Chefs can be compared to famous authors, while the house they cook in becomes the novel. Some chefs create masterpiece after masterpiece, and instantly become best sellers. We are lucky enough to have some pretty spectacular creators here, but a chef-d’oeuvre has been born in Brian Collins and his new culinary chateau called Ember. This restaurant is a best selling blockbuster from the first day.
Ember opened their doors the first time to the public on February 5, 2014 and I was a willing participant in their opening night. The space has been transformed into a warm, wood filled ambience with an open kitchen (we can see and hear the chefs creating) and an inviting bar. The entire crew worked at an efficient and joyful pace, it was as if they all had been doing this together for years.

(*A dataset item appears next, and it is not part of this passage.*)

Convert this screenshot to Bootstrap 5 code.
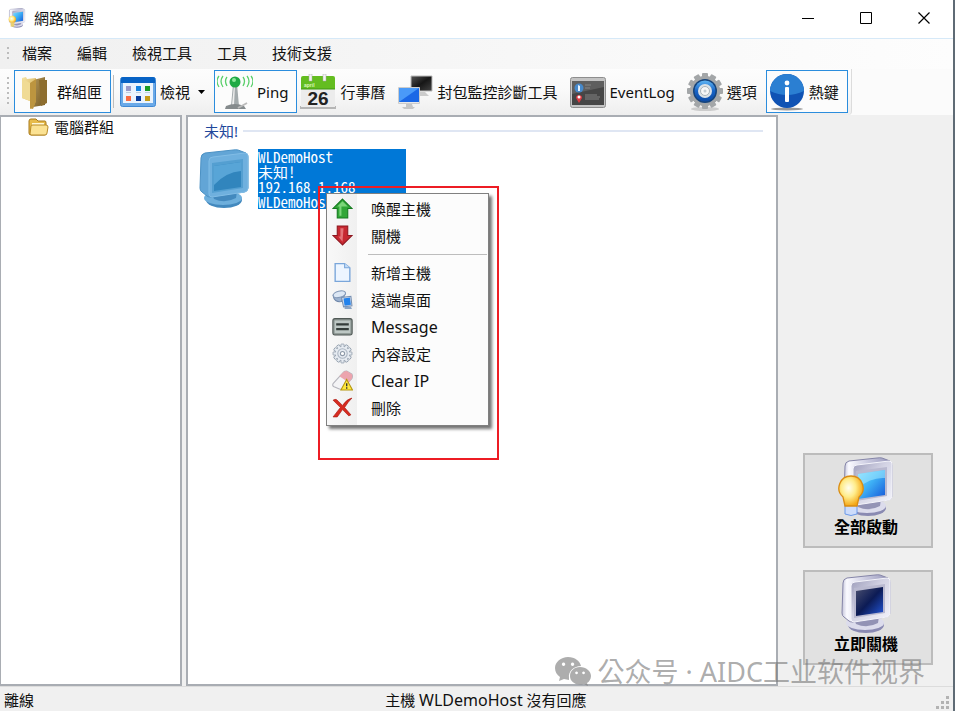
<!DOCTYPE html>
<html lang="zh-Hant">
<head>
<meta charset="utf-8">
<meta name="viewport" content="width=device-width, initial-scale=1">
<title>網路喚醒</title>
<link rel="stylesheet" href="https://cdn.jsdelivr.net/npm/bootstrap@5.3.0/dist/css/bootstrap.min.css">
<style>
  body { font-family: "Noto Sans", "Noto Sans CJK TC", sans-serif; font-size: 15px; line-height: 20px; color: #111; background: #f0f0f0; }
  svg { display: block; flex: none; }
  button { color: inherit; }
  .app-window { border-right: 2px solid #5f6b75; }
  .title-bar { height: 39px; padding-bottom: 2px; border-bottom: 1px solid #d6e9f8; }
  .win-btn { width: 58px; height: 36px; border: 0; background: none; }
  .menu-bar { height: 30px; padding-left: 10px; padding-bottom: 2px; background: linear-gradient(90deg, #f0f0f0, #fdfdfd); }
  .grip { position: absolute; left: 7px; top: 8px; bottom: 8px; width: 2px; background: repeating-linear-gradient(#bcbcbc 0 2px, transparent 2px 5px); }
  .menu-bar button { border: 0; background: none; padding: 0 12px; margin-right: 1px; }
  .tool-wrap { height: 46px; background: #fbfbfb; }
  .tool-strip { height: 46px; padding: 0 3px 1px 14px; background: linear-gradient(#fdfdfd, #f9f9f9 50%, #eeeeee); border-right: 1px solid #dcdcdc; border-radius: 0 0 4px 0; }
  .tool-btn { height: 43px; border: 1px solid transparent; background: none; padding: 0 8px 0 2px; gap: 4px; white-space: nowrap; }
  .tool-btn.is-on { border-color: #2b8ddd; background: #fcfcfc; }
  .tool-sep { width: 1px; height: 33px; margin: 0 3px 0 2px; background: #bdbdbd; }
  .pane { background: #fff; border: 2px solid #a9adb3; min-height: 0; }
  .tree-pane { width: 182px; border-left-width: 1px; }
  .host-pane { margin-left: 4px; padding: 4px 13px 4px 11px; }
  .group-title { color: #1f489c; height: 20px; padding-left: 5px; gap: 5px; }
  .group-title hr { flex: 1; margin: 0; border-top: 2px solid #dfe6f3; opacity: 1; }
  .host-item { margin-top: 8px; gap: 9px; }
  .host-label { width: 148px; height: 60px; background: #0078d7; color: #fff; line-height: 15px; white-space: nowrap; font-family: "Noto Sans CJK TC", sans-serif; font-feature-settings: "hwid" 1; }
  .ctx-menu { position: absolute; left: 127px; top: 44px; width: 163px; padding: 1px 1px 4px; border: 1px solid #808080; background: linear-gradient(90deg, #f8f8f8, #f0f0f0 30px, #fcfcfc 30px); box-shadow: 3px 3px 3px rgba(0,0,0,.55); z-index: 2; }
  .ctx-menu button { display: flex; align-items: center; width: 100%; height: 27px; border: 0; background: none; padding: 0 0 0 4px; gap: 18px; }
  .ctx-menu hr { margin: 5px 0 4px 40px; border-top: 1px solid #bdbdbd; opacity: 1; }
  .latin { font-size: 16px; }
  .mark-box { position: absolute; left: 318px; top: 186px; width: 181px; height: 274px; border: 2px solid #ed1c24; z-index: 3; pointer-events: none; }
  .side { width: 175px; padding: 0 20px 21px 25px; gap: 22px; }
  .side button { height: 95px; border: 2px solid #bcbcbc; background: #e1e1e1; color: #000; font-size: 16px; font-weight: 700; padding: 2px 4px 0 0; }
  .status-bar { height: 25px; padding-top: 3px; border-top: 1px solid #dcdcdc; }
  .status-bar .state { width: 40%; padding-left: 4px; }
  .status-bar .resize { position: absolute; right: 3px; bottom: 1px; }
  .watermark { position: absolute; right: 28px; bottom: 21px; gap: 7px; z-index: 4; font-family: "Noto Sans", "Noto Sans CJK SC", sans-serif; font-size: 27px; line-height: 36px; color: rgba(120,120,120,.62); white-space: nowrap; pointer-events: none; }
</style>
<script src="https://cdn.jsdelivr.net/npm/bootstrap@5.3.0/dist/js/bootstrap.bundle.min.js"></script>
</head>
<body>
<svg width="0" height="0" class="position-absolute" aria-hidden="true">
  <defs>
    <linearGradient id="sky" x1="0" y1="0" x2="1" y2="1"><stop offset="0" stop-color="#7fdcff"/><stop offset=".45" stop-color="#3fb2f6"/><stop offset="1" stop-color="#1556d8"/></linearGradient>
    <linearGradient id="night" x1="0" y1="0" x2="1" y2="1"><stop offset="0" stop-color="#4b5070"/><stop offset=".5" stop-color="#0c1b55"/><stop offset="1" stop-color="#2356d8"/></linearGradient>
    <linearGradient id="shell" x1="0" y1="0" x2="1" y2="0"><stop offset="0" stop-color="#c4c4da"/><stop offset=".1" stop-color="#fafaff"/><stop offset=".5" stop-color="#c9c9df"/><stop offset="1" stop-color="#9494b8"/></linearGradient>
    <linearGradient id="bezel" x1="0" y1="0" x2="1" y2="1"><stop offset="0" stop-color="#9c9cba"/><stop offset=".45" stop-color="#d3d3e4"/><stop offset="1" stop-color="#f4f4fb"/></linearGradient>
    <radialGradient id="glow" cx=".4" cy=".4" r=".6"><stop offset="0" stop-color="#fffef0"/><stop offset=".5" stop-color="#ffec8a"/><stop offset="1" stop-color="#f5a816"/></radialGradient>
    <linearGradient id="gold" x1="0" y1="0" x2="1" y2="1"><stop offset="0" stop-color="#f7e7a8"/><stop offset="1" stop-color="#c99b3c"/></linearGradient>
    <linearGradient id="brown" x1="0" y1="0" x2="1" y2="1"><stop offset="0" stop-color="#b29558"/><stop offset="1" stop-color="#765a22"/></linearGradient>
    <linearGradient id="blue" x1="0" y1="0" x2="0" y2="1"><stop offset="0" stop-color="#5fb5f3"/><stop offset=".5" stop-color="#1763c6"/><stop offset="1" stop-color="#0b4aa5"/></linearGradient>
    <linearGradient id="metal" x1="0" y1="0" x2="0" y2="1"><stop offset="0" stop-color="#d7d7d7"/><stop offset="1" stop-color="#66696c"/></linearGradient>
    <linearGradient id="dark" x1="0" y1="0" x2="1" y2="1"><stop offset="0" stop-color="#555"/><stop offset=".5" stop-color="#161616"/><stop offset="1" stop-color="#444"/></linearGradient>
    <symbol id="crt" viewBox="0 0 50 60">
      <ellipse cx="25" cy="51" rx="18" ry="8" fill="#8a8ab2"/><ellipse cx="24" cy="49" rx="19" ry="7" fill="#dcdcec"/>
      <path d="M13 45l25-3-1 7q-11 6-22 1z" fill="#9393b5"/>
      <path d="M2 9q0-4 4-5L34 1q3-.5 5 0l8 3q2 1 2 4v31q0 3-4 4L12 48q-3 0-4-1l-5-4q-2-1-2-4z" fill="url(#shell)" stroke="#8585a8"/>
      <path d="M10 12q0-4 4-4l32-4q3 0 3 3v32q0 3-3 4l-33 5q-3 0-3-3z" fill="url(#bezel)" stroke="#f4f4fb"/>
      <path d="M13 14l31-4v29l-31 5z" fill="#b9b9d0"/>
    </symbol>
    <g id="cog-teeth"><rect x="-3" y="-18" width="6" height="36" rx="1"/><rect x="-3" y="-18" width="6" height="36" rx="1" transform="rotate(30)"/><rect x="-3" y="-18" width="6" height="36" rx="1" transform="rotate(60)"/><rect x="-3" y="-18" width="6" height="36" rx="1" transform="rotate(90)"/><rect x="-3" y="-18" width="6" height="36" rx="1" transform="rotate(120)"/><rect x="-3" y="-18" width="6" height="36" rx="1" transform="rotate(150)"/></g>
    <path id="arrow" d="M10 1l9 9h-4v9H5v-9H1z"/>
  </defs>
</svg>

<div class="app-window d-flex flex-column vh-100 position-relative overflow-hidden">
  <header class="title-bar d-flex align-items-center bg-white">
    <svg class="ms-2 me-2" width="18" height="20" viewBox="0 0 50 60" aria-hidden="true"><use href="#crt" width="50" height="60"/><path d="M14 15l29-4v27l-29 5z" fill="url(#sky)"/><circle cx="11" cy="34" r="11" fill="url(#glow)"/><path d="M6 43h11v13H6z" fill="#e9cf73"/></svg>
    <span class="flex-grow-1">網路喚醒</span>
    <button class="win-btn d-flex align-items-center justify-content-center" aria-label="最小化"><svg width="13" height="13"><path d="M0 6.500h12" stroke="#000"/></svg></button>
    <button class="win-btn d-flex align-items-center justify-content-center" aria-label="最大化"><svg width="13" height="13"><path d="M.5.5h11v11H.5z" fill="none" stroke="#000"/></svg></button>
    <button class="win-btn d-flex align-items-center justify-content-center" aria-label="關閉"><svg width="13" height="13"><path d="M.5.5l11 11M11.500.5l-11 11" stroke="#000" stroke-width="1.200"/></svg></button>
  </header>

  <nav class="menu-bar d-flex align-items-stretch position-relative" aria-label="主選單">
    <span class="grip"></span>
    <button>檔案</button><button>編輯</button><button>檢視工具</button><button>工具</button><button>技術支援</button>
  </nav>

  <div class="tool-wrap d-flex">
    <div class="tool-strip d-flex align-items-center position-relative" role="toolbar">
      <span class="grip"></span>
      <button class="tool-btn is-on d-flex align-items-center">
        <svg width="36" height="36" viewBox="0 0 36 36"><path d="M16 6l12-3v28l-12 2z" fill="url(#brown)"/><path d="M22 6l8 0v23l-6 3z" fill="#8d6d2e"/><path d="M5 4l4-1 1 2 9-1v23l-3 7-3 1V27l-8-3z" fill="url(#gold)"/><path d="M5 5l8 4v18l-8-3z" fill="#f0db95"/><path d="M13 9l6-4v22l-3 8-3-1z" fill="#bd953f"/></svg>群組匣</button>
      <span class="tool-sep"></span>
      <button class="tool-btn d-flex align-items-center">
        <svg width="36" height="36" viewBox="0 0 36 36"><rect x=".5" y="3.500" width="35" height="29" rx="2" fill="#6aa9e8" stroke="#4189d4"/><path d="M1 5q0-2 2-2h30q2 0 2 2v4H1z" fill="#0863c5"/><path d="M3 9h30v20H3z" fill="#eaf3fd"/><path d="M6 12h5v5H6z" fill="#9999c9"/><path d="M16 12h5v5h-5z" fill="#1683df"/><path d="M25 12h5v5h-5z" fill="#189a25"/><path d="M6 22h5v5H6z" fill="#fa6b42"/><path d="M16 22h5v5h-5z" fill="#063b9c"/><path d="M25 22h5v5h-5z" fill="#c59b16"/><path d="M6 18.500h5m5 0h5m4 0h5" stroke="#bcd"/></svg>檢視
        <svg class="ms-1" width="7" height="4" viewBox="0 0 7 4"><path d="M0 0h7L3.500 4z"/></svg></button>
      <button class="tool-btn is-on d-flex align-items-center">
        <svg width="36" height="36" viewBox="0 0 36 36"><path d="M16 10h4l2 22h-8z" fill="#a4abad"/><path d="M17 11h1l-1 20h-2z" fill="#eee"/><path d="M9 32q9-4 18 0l2 3H8z" fill="#858b8d"/><path d="M21 34l9-5" stroke="#bbb" stroke-width="2"/><circle cx="18" cy="8" r="5.500" fill="#1fa944"/><circle cx="17" cy="6" r="2" fill="#8de89b"/><path d="M10 3q-3 4 0 9M6 2q-4 5 0 11M2 2q-4 5 0 11M26 3q3 4 0 9M30 2q4 5 0 11M34 2q4 5 0 11" fill="none" stroke="#5bd06c" stroke-width="1.300"/></svg>Ping</button>
      <button class="tool-btn d-flex align-items-center">
        <svg width="36" height="36" viewBox="0 0 36 36"><path d="M0 32h36v3H0z" fill="#b5b5b5"/><path d="M1 13h34v20H1z" fill="#ececec"/><path d="M1 4q0-2 2-2h30q2 0 2 2v11H1z" fill="#64bd20"/><path d="M1 15h34" stroke="#3e9712"/><path d="M9 0h3v7H9zM23 0h3v7h-3z" fill="#f3f3f3" stroke="#aaa" stroke-width=".5"/><text x="4" y="13" font-family="Liberation Sans" font-size="5" font-weight="700" fill="#dcf8bf">april</text><text x="18" y="31" font-family="Liberation Sans" font-size="19" font-weight="700" fill="#222" text-anchor="middle">26</text></svg>行事曆</button>
      <button class="tool-btn d-flex align-items-center">
        <svg width="36" height="36" viewBox="0 0 36 36"><path d="M13 2h21v15H13z" fill="url(#dark)" stroke="#bbb"/><path d="M22 18h5l4 4h-9z" fill="#ccc"/><path d="M.5 13.500h21v16H.5z" fill="#e8e8e8" stroke="#ccc"/><path d="M1 14h20v14H1z" fill="#1b68e6"/><path d="M1 28V14h20z" fill="#4a9af8"/><path d="M8 30h6l1 3h2l-2 2H6l-2-2h4z" fill="#c6c6c6"/></svg>封包監控診斷工具</button>
      <button class="tool-btn d-flex align-items-center">
        <svg width="36" height="36" viewBox="0 0 36 36"><rect x=".5" y="3.500" width="35" height="30" rx="2" fill="#c4c4c4" stroke="#8e8e8e"/><path d="M2 7h32v24H2z" fill="#464646"/><path d="M2 7h32v6L2 20z" fill="#5f5f5f"/><circle cx="9" cy="14" r="4.500" fill="#4789ca"/><path d="M8 11l2 1v5H8z" fill="#e6f2fd"/><path d="M9 29l-3-5a3 3 0 1 1 6 0z" fill="#dd3941"/><circle cx="9" cy="23" r="1.500" fill="#fff"/><path d="M15 11h6m-6 3h5m-5 7h12m-12 2h15m-15 2h14" stroke="#929292" stroke-width=".8"/></svg>EventLog</button>
      <button class="tool-btn d-flex align-items-center">
        <svg width="36" height="38" viewBox="0 0 36 38"><ellipse cx="18" cy="36" rx="14" ry="2" fill="#ccc"/><g transform="translate(18 18)" fill="url(#metal)"><circle r="15"/></g><g transform="translate(18 18)" fill="#a3a6a8"><use href="#cog-teeth"/><circle r="15"/></g><circle cx="18" cy="18" r="12" fill="#16447c"/><circle cx="18" cy="18" r="10.500" fill="url(#blue)"/><circle cx="18" cy="18" r="7" fill="#dbe2e7"/><circle cx="18" cy="18" r="4.500" fill="#f7f7f7" stroke="#aab3b9"/><circle cx="18" cy="18" r="1.500" fill="#c5cdd3"/></svg>選項</button>
      <button class="tool-btn is-on d-flex align-items-center ms-auto">
        <svg width="36" height="38" viewBox="0 0 36 38"><ellipse cx="18" cy="36" rx="16" ry="1.500" fill="#999"/><circle cx="18" cy="18" r="17" fill="#1053b4"/><path d="M1 18a17 17 0 0 1 34 0q-17 8-34 0z" fill="#2b7fd2"/><circle cx="18" cy="10" r="2.400" fill="#fff"/><rect x="16" y="14" width="4" height="15" rx="1" fill="#fff"/></svg>熱鍵</button>
    </div>
  </div>

  <main class="d-flex flex-grow-1">
    <section class="pane tree-pane flex-shrink-0" aria-label="群組">
      <div class="d-flex align-items-center gap-1">
        <svg class="ms-4" width="25" height="20" viewBox="0 0 25 20"><path d="M4 16V4q0-2 2-2h5l2 2h7q1 0 1 2v11q0 1-2 1H6q-2 0-2-2z" fill="#e7bb4b" stroke="#a87a1c"/><path d="M7 6h12v6H7z" fill="#fff8d8"/><path d="M5 17l1-8q0-1 2-1h13q2 0 2 2l-1 6q0 2-2 2H6z" fill="#fbe293" stroke="#b88b28"/></svg>電腦群組
      </div>
    </section>
    <section class="pane host-pane flex-grow-1" aria-label="主機">
      <div class="group-title d-flex align-items-center"><span>未知!</span><hr></div>
      <div class="host-item d-flex position-relative">
        <svg width="50" height="60" viewBox="0 0 50 60"><ellipse cx="25" cy="51" rx="18" ry="8" fill="#4389be"/><ellipse cx="24" cy="49" rx="19" ry="7" fill="#6eafdc"/><path d="M13 45l25-3-1 7q-11 6-22 1z" fill="#4389be"/><path d="M2 9q0-4 4-5L34 1q3-.5 5 0l8 3q2 1 2 4v31q0 3-4 4L12 48q-3 0-4-1l-5-4q-2-1-2-4z" fill="#62a5d6" stroke="#4b91c4"/><path d="M10 12q0-4 4-4l32-4q3 0 3 3v32q0 3-3 4l-33 5q-3 0-3-3z" fill="#6fb0de" stroke="#82bde6"/><path d="M13 14l31-4v29l-31 5z" fill="#549fd1"/><path d="M15 17l27-4v25l-27 4z" fill="#3185bd"/><path d="M15 17l27-4v9q-15 1-27 14z" fill="#58a5d7"/></svg>
        <div class="host-label">WLDemoHost<br>未知!<br>192.168.1.168<br>WLDemoHost</div>
        <div class="ctx-menu" role="menu">
          <button role="menuitem"><svg width="21" height="21" viewBox="0 0 20 20"><use href="#arrow" fill="#31a637" stroke="#147a1e"/><path d="M10 3l5 5H9v9H7V8H5z" fill="#7cd67a"/></svg>喚醒主機</button>
          <button role="menuitem"><svg width="21" height="21" viewBox="0 0 20 20"><g transform="rotate(180 10 10)"><use href="#arrow" fill="#c62831" stroke="#8d161f"/><path d="M10 4l4 5h-2v8H9z" fill="#e47378"/></g></svg>關機</button>
          <hr>
          <button role="menuitem"><svg width="21" height="21" viewBox="0 0 20 20"><path d="M3 1.500h9l5 4v13H3z" fill="#edf5ff" stroke="#7aa6da" stroke-width="1.300"/><path d="M12 1.500v4h5" fill="#c3dcf7" stroke="#7aa6da"/></svg>新增主機</button>
          <button role="menuitem"><svg width="21" height="21" viewBox="0 0 20 20"><path d="M1 6q1 7 8 6l4-8Q9 7 1 6z" fill="#9cb2cf" stroke="#6f87aa"/><ellipse cx="7" cy="5" rx="6" ry="3" fill="#dce7f4" stroke="#8298b7" transform="rotate(-14 7 5)"/><path d="M9 8l9-1 1 9-8 1z" fill="#d2dbea" stroke="#7790b2"/><path d="M11 9l6-1 1 7-6 1z" fill="#2282ec"/><path d="M12 17h6l1 2h-7z" fill="#8ca5c5"/></svg>遠端桌面</button>
          <button role="menuitem"><svg width="21" height="21" viewBox="0 0 20 20"><rect x=".8" y="2.500" width="18.400" height="15.500" rx="2" fill="#8c9693" stroke="#505956"/><rect x="2.500" y="4.300" width="15" height="12" fill="#bdc7c4"/><path d="M4 8h12M4 12.500h12" stroke="#343d3a" stroke-width="2.200"/></svg><span class="latin">Message</span></button>
          <button role="menuitem"><svg width="21" height="21" viewBox="-20 -20 40 40"><g fill="#e6ebf1" stroke="#8d99a8" stroke-width="1.500"><use href="#cog-teeth"/></g><circle r="13" fill="#e6ebf1"/><circle r="9" fill="none" stroke="#abb5c2" stroke-width="2"/><circle r="4" fill="#fff" stroke="#8d99a8" stroke-width="2"/></svg>內容設定</button>
          <button role="menuitem"><svg width="21" height="21" viewBox="0 0 20 20"><path d="M1 13L11 2q1-1 3-1l5 3q1 2 0 4l-9 10q-1 1-3 0l-5-2q-2-1-1-3z" fill="#f3f3f5" stroke="#b3b3bb"/><path d="M7 6l4-4q1-1 3-1l5 3q1 2 0 4l-3 4z" fill="#eca4ae"/><path d="M14 9l5.500 10h-11z" fill="#ffe83b" stroke="#b6970e"/><path d="M14 12.500v3m0 1v1.300" stroke="#333" stroke-width="1.300"/></svg><span class="latin">Clear IP</span></button>
          <button role="menuitem"><svg width="21" height="21" viewBox="0 0 20 20"><path d="M1 3q3-2 5 1l4 4q4-6 9-7-4 4-7 9l6 7-2 1-6-6-5 7-4 0 7-9z" fill="#d72b20" stroke="#a81912" stroke-width=".6"/></svg>刪除</button>
        </div>
      </div>
    </section>
    <aside class="side d-flex flex-column justify-content-end flex-shrink-0">
      <button class="d-flex flex-column align-items-center"><svg width="56" height="60" viewBox="0 0 56 60"><use href="#crt" x="5" width="50" height="60"/><path d="M20 17l27-4v25l-27 4z" fill="url(#sky)"/><path d="M20 17l27-4v8q-14-1-27 10z" fill="#b0efff" opacity=".5"/><path d="M7 48h12v9q-6 3-12 0z" fill="#cddcfb" stroke="#6d9ae8"/><path d="M13 19a12 12 0 0 1 8 21l-2 9H7l-2-9a12 12 0 0 1 8-21z" fill="url(#glow)" stroke="#d98c13" stroke-width="1.300"/></svg>全部啟動</button>
      <button class="d-flex flex-column align-items-center"><svg width="50" height="60" viewBox="0 0 50 60"><use href="#crt" width="50" height="60"/><path d="M15 17l27-4v25l-27 4z" fill="url(#night)"/></svg>立即關機</button>
    </aside>
  </main>

  <footer class="status-bar d-flex position-relative">
    <span class="state">離線</span><span class="ps-1">主機 <span class="latin">WLDemoHost</span> 沒有回應</span>
    <svg class="resize" width="14" height="14" fill="#b3b3b3"><path d="M10 0h3v3h-3zM5 5h3v3H5zM10 5h3v3h-3zM0 10h3v3H0zM5 10h3v3H5zM10 10h3v3h-3z"/></svg>
  </footer>

  <div class="mark-box"></div>
  <div class="watermark d-flex align-items-center">
    <svg width="36" height="30" viewBox="0 0 36 30" fill="#7b7b7b" fill-opacity=".62" aria-hidden="true"><path fill-rule="evenodd" d="M13 0c7 0 12 4 13 9-7 0-13 5-12 12l0 2-5-1-5 2 1-4C2 18 0 15 0 11 0 5 6 0 13 0zM8.500 5.500a1.700 1.700 0 1 0 .1 0zM17.500 5.500a1.700 1.700 0 1 0 .1 0z"/><path fill-rule="evenodd" d="M25 10c6 0 11 4 11 9 0 3-2 6-4 7l1 3-4-2c-8 2-14-2-14-8 0-5 4-9 10-9zM21.500 14.500a1.400 1.400 0 1 0 .1 0zM28.500 14.500a1.400 1.400 0 1 0 .1 0z"/></svg>
    <span>公众号 · AIDC工业软件视界</span>
  </div>
</div>
</body>
</html>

To toast the return to Five Cities of Chef Collins, who I have always been a huge fan, we ordered a bottle of 2010 Justin Isosceles. Gary started by ordering two desserts, as he was excited about their new pastry chef (Matt). His first was a Kiwi-Coconut Napoleon with vanilla bean custard served in a parfait glass. He loved the diced fruit swirled with a coconut cream and the chewy crumbles of top. His next was a Lemon-Raspberry Tart, with meringue bites scattered on the dish and lemon cream stuffed fresh raspberries. This is slated to be my favorite, as I snuck a bite. Gary was in pastry ecstasy.
I started with a Prosciutto Wrapped Artichoke that was lying on a bed of wild arugula with burrata mozzarella and Calabrian pepper salsa verde. After just one bite, I ordered another as the prosciutto clung to the artichoke heart like a glove and enhanced both of these savory favorites of mine. To say this was the best thing I have ever put in my mouth is an understatement. My next gastronomic enchantment was the Cayucos Abalone made with crispy pork belly, house pickled ginger resting on a fanned out bed of avocado and a Meyer lemon hollandaise sauce. This dish was a religious experience. Perfection on every flavor front and unique in its pairing.
Our waitress Lauren was a delight and marveled at the amount of food and wine we enjoyed, while she attentive and anticipatory. Next we tried the Ricotta Gnocchi, a recipe when done right can bring the angels out to sing, and this one was. Resting on a bed of wilted Bloomsdale spinach, the top was crispy with an artichoke fritti and the brown butter sauce enhanced this comfort food pleasure. As the woodstove is the centerpiece of this stunning restaurant, we tried a Six Cheese pizza. More like a flat bread, this amazing amalgamation of flavors included La Quercia pancetta, butternut squash, apples, oregonzola and caramelized onions all diced so it dispersed evenly around the pie, making each bite remarkable.
We returned the next night with friends (as I plan to do often) and Gary began with the Almond Orange Cake with candied Amarena cherries, toasted pistachios and a honey gelato. The cake was cut into bite-sized pieces with a sweet, moist constitution. We started with the Ahi Crudo that had thin slices of raw tuna with a sprinkling of charred jalapeno, fried garlic and a citronette sauce that was both hot and cold. The sliced avocado and cucumbers brought the heat down, and made this an impeccable way to start a meal. We also had the Crispy Pork Belly that included a huge semi circle of delicate meat with a smattering of Rogue Creamery blue cheese, garlic chips and Rutiz Farms sprouting broccoli all in a buttermilk aioli. Our friends were now sure that all my waxing poetically about this amazing chef had not been hyperbole.
The special was Braised Short Ribs that were smoked and slowly cooked in the wood stove until the flavorful meat fell off the bone. It was served with house hand cut pasta, roasted cauliflower and brocclini and was beyond perfection. I had the fish of the day, a Steelhead trout that was cooked on the grill with capers and a lemon sauce, and was a taste sensation. We shared a Wild Mushroom pizza with three kinds of chef foraged mushrooms, wild nettles, smoked leeks and a farm egg in the middle. I am running out of yummy adjectives here, so I will say we fought over every bite. This flatbread was perfectly portioned, created and cooked.
We finished the meal with the Chocolate-Hazelnut Terrine with salted caramel ice cream. This fantastic dessert had texture, flavor and panache. Bottom line- I would like to take back every time in the last 10 years I have reported “the best meal ever”- as I was wrong. Ember has a soul, with so much care and love going into each diner’s experience it is palatable. The prices are beyond reasonable for such perfectly created cuisine. Do yourself a favor; come try this novel approach to a restaurant, good honest food cooked correctly.
Ember is located at 1200 East Grand Avenue in Arroyo Grande. They have an original bar with a wide selection of beer and wines. Open Wednesday through Thursday and Sunday from 4:00 pm to 9:00 pm and Friday and Saturday from 4:00 pm to 10:00 pm.